The bus stop Khudyakova was sitting at is directly across from the railway station. Kramatorsk was a major regional rail hub for those fleeing the conflict in eastern Ukraine up until April 9.
That's when a missile reportedly carrying a cluster bomb slammed into a crowd waiting outside the station, killing more than 50 people.
'Of course I'm worried'
The only way out of town now is by road. Edward Skorik drives his passengers about 60 kilometres to a town called Pokrovsk, where evacuation trains leave for the west every day.
When CBC caught up with him, he'd parked right up on the platform, along with an ambulance carrying others destined for the train and the long journey to Dnipro.
Emergency workers were standing by to help passengers get on board, using an electric lift attached to one of the railway car doors and carrying those who can't walk and are without wheelchairs on fabric stretchers.
That's how Lydia Boyko boarded. She was soon stretched out across a row of seats in a carriage, Alla Lisitska seated across from her, checking her makeup.
The train showed its age, a bit like its passengers. Staff bustled up and down narrow corridors carrying walkers and portable toilets.
Neither woman knew where they were likely to end up at the end of their journey.

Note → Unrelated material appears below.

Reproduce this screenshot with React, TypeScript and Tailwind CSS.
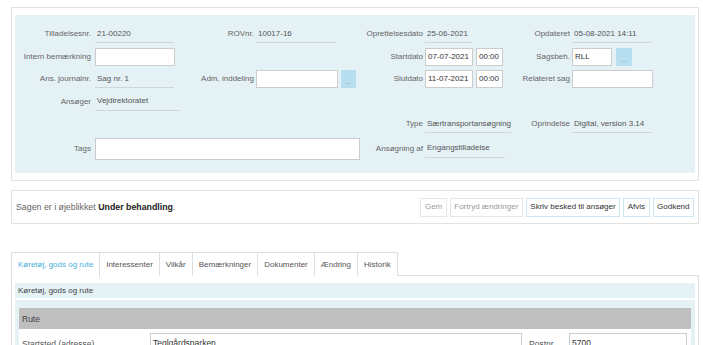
import React from "react";

const Label = ({ children, pr = "pr-[2px]" }: { children: React.ReactNode; pr?: string }) => (
  <div className={`flex items-center justify-end whitespace-nowrap text-[#666] ${pr}`}>{children}</div>
);

const RO = ({ children, w }: { children: React.ReactNode; w: string }) => (
  <div className="flex items-center">
    <div className={`h-[18px] ${w} border-b border-[#cfd6d9] flex items-center pl-[2px] whitespace-nowrap text-[#555]`}>{children}</div>
  </div>
);

const Input = ({ w, value = "", h = "h-[18px]" }: { w: string; value?: string; h?: string }) => (
  <div className={`${w} ${h} bg-white border border-[#cccccc] flex items-center pl-[2px] whitespace-nowrap text-[#333] shrink-0`}>{value}</div>
);

const Dots = ({ w = "w-[15px]" }: { w?: string }) => (
  <div className={`${w} h-[18px] bg-[#b8dff0] flex items-end justify-center pb-[3px] text-[#7a9aa8] text-[7px] leading-none shrink-0`}>...</div>
);

const Btn = ({ children, disabled }: { children: React.ReactNode; disabled?: boolean }) => (
  <div
    className={`h-[19px] px-[3.5px] flex items-center border whitespace-nowrap bg-white ${
      disabled ? "border-[#e6e6e6] text-[#9a9a9a]" : "border-[#cfe6f2] text-[#333]"
    }`}
  >
    {children}
  </div>
);

export default function App() {
  const tabs = ["Køretøj, gods og rute", "Interessenter", "Vilkår", "Bemærkninger", "Dokumenter", "Ændring", "Historik"];
  return (
    <div className="w-[703px] h-[345px] overflow-hidden bg-white font-['Liberation_Sans',Arial,sans-serif] text-[8px] leading-[10px]">
      <div className="pt-[7px] ml-[11px] mr-[4px]">
        {/* top panel */}
        <div className="border border-[#e2e2e2] pt-[7px] pb-[7px] px-[3px]">
          <div className="h-[158px] bg-[#e4f1f5] pt-[10px]">
            <div className="grid grid-cols-[80px_85px_76px_104px_65px_81px_66px_1fr] grid-rows-[18px_18px_18px_18px_18px_22px] gap-y-[4.5px]">
              {/* row 1 */}
              <Label pr="pr-[4px]">Tilladelsesnr.</Label>
              <RO w="w-[79px]">21-00220</RO>
              <Label>ROVnr.</Label>
              <RO w="w-[80px]">10017-16</RO>
              <Label>Oprettelsesdato</Label>
              <RO w="w-[47px]">25-06-2021</RO>
              <Label>Opdateret</Label>
              <RO w="w-[79px]">05-08-2021 14:11</RO>
              {/* row 2 */}
              <Label pr="pr-[4px]">Intern bemærkning</Label>
              <div className="flex items-center"><Input w="w-[80px]" /></div>
              <div />
              <div />
              <Label>Startdato</Label>
              <div className="flex items-center gap-[3px]">
                <Input w="w-[48px]" value="07-07-2021" />
                <Input w="w-[27px]" value="00:00" />
              </div>
              <Label>Sagsbeh.</Label>
              <div className="flex items-center gap-[4px]">
                <Input w="w-[40px]" value="RLL" />
                <Dots w="w-[16px]" />
              </div>
              {/* row 3 */}
              <Label pr="pr-[4px]">Ans. journalnr.</Label>
              <RO w="w-[79px]">Sag nr. 1</RO>
              <Label>Adm. inddeling</Label>
              <div className="flex items-center gap-[3px]">
                <Input w="w-[82px]" />
                <Dots />
              </div>
              <Label>Slutdato</Label>
              <div className="flex items-center gap-[3px]">
                <Input w="w-[48px]" value="11-07-2021" />
                <Input w="w-[27px]" value="00:00" />
              </div>
              <Label>Relateret sag</Label>
              <div className="flex items-center"><Input w="w-[81px]" /></div>
              {/* row 4 */}
              <Label pr="pr-[4px]">Ansøger</Label>
              <RO w="w-[101px]">Vejdirektoratet</RO>
              <div />
              <div />
              <div />
              <div />
              <div />
              <div />
              {/* row 5 */}
              <div />
              <div />
              <div />
              <div />
              <Label>Type</Label>
              <RO w="w-[89px]">Særtransportansøgning</RO>
              <Label>Oprindelse</Label>
              <RO w="w-[79px]">Digital, version 3.14</RO>
              {/* row 6 */}
              <Label pr="pr-[4px]">Tags</Label>
              <div className="col-span-3 flex items-center">
                <Input w="w-[265px]" h="h-[22px]" />
              </div>
              <Label>Ansøgning af</Label>
              <RO w="w-[80px]">Engangstilladelse</RO>
              <div />
              <div />
            </div>
          </div>
        </div>

        {/* status bar */}
        <div className="mt-[9px] h-[34px] border border-[#e2e2e2] flex items-center justify-between pl-[4px] pr-[4px]">
          <div className="text-[#666] text-[8.8px]">
            Sagen er i øjeblikket <span className="font-bold text-[#222]">Under behandling</span>.
          </div>
          <div className="flex items-center gap-[3px]">
            <Btn disabled>Gem</Btn>
            <Btn disabled>Fortryd ændringer</Btn>
            <Btn>Skriv besked til ansøger</Btn>
            <Btn>Afvis</Btn>
            <Btn>Godkend</Btn>
          </div>
        </div>

        {/* tabs */}
        <div className="mt-[28px] flex h-[24px]">
          {tabs.map((t, i) => (
            <div
              key={t}
              className={`h-[24px] flex items-center px-[6px] border-t border-r border-[#dedede] whitespace-nowrap ${
                i === 0 ? "border-l bg-white relative z-10 h-[25px] text-[#4aaed9] self-start" : "bg-white text-[#555]"
              }`}
            >
              {t}
            </div>
          ))}
        </div>

        {/* panel */}
        <div className="-mt-[1px] border border-[#dedede] pt-[7px] px-[3px] h-[80px]">
          <div className="h-[15px] bg-[#e4f1f5] flex items-center pl-[3px] text-[#444]">Køretøj, gods og rute</div>
          <div className="mt-[2px] bg-[#e4f1f5] pt-[8px] px-[4px] h-[60px]">
            <div className="h-[21px] bg-[#bfbfbf] flex items-center pl-[3px] text-[#444] text-[8.5px]">Rute</div>
            <div className="bg-white flex pt-[4px] h-[40px] text-[8.5px]">
              <div className="w-[131px] pl-[3px] pt-[6px] text-[#555]">Startsted (adresse)</div>
              <Input w="w-[372px]" h="h-[20px]" value="Teglgårdsparken" />
              <div className="w-[47px] pl-[7px] pt-[6px] text-[#555]">Postnr.</div>
              <Input w="w-[118px]" h="h-[20px]" value="5700" />
            </div>
          </div>
        </div>
      </div>
    </div>
  );
}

"They told me there are volunteers that will meet me and I will get a free place to stay, free food and everything will be fine," said Lisitska, seemingly in good spirits.
Boyko seemed relieved to be settled in one place, offering a thumbs-up from her couch when asked how she felt about heading off alone like this.

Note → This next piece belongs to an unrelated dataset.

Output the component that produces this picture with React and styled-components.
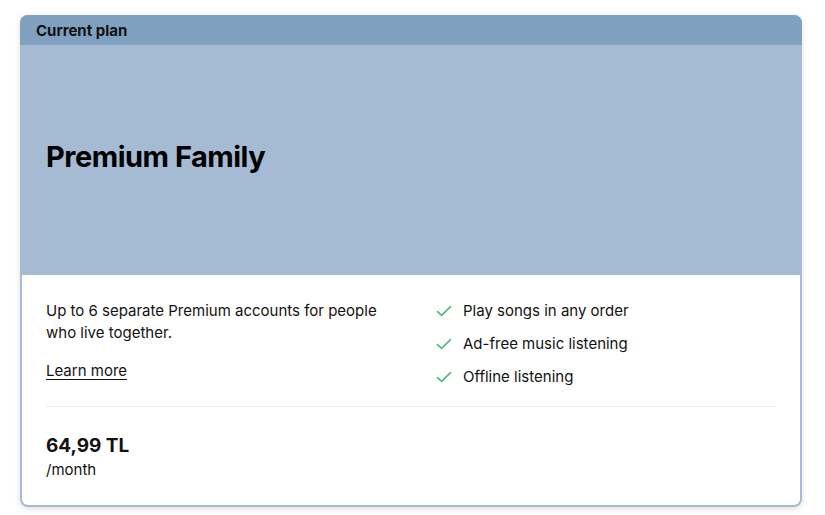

"Of course I'm worried," she said. "But I'm already alone. I say take me anywhere as long as I am among people.... It's easier to die when you are among people and not alone. If you feel bad, someone will lend a hand. Someone will give [you] a glass of water."
A few days later, Lisitska reported by phone that both women had made it to Dnipro and into the hands of the promised volunteers.
The two women were waiting for doctors to examine them. Then it would be decided if they are strong enough to send further west, to places unknown.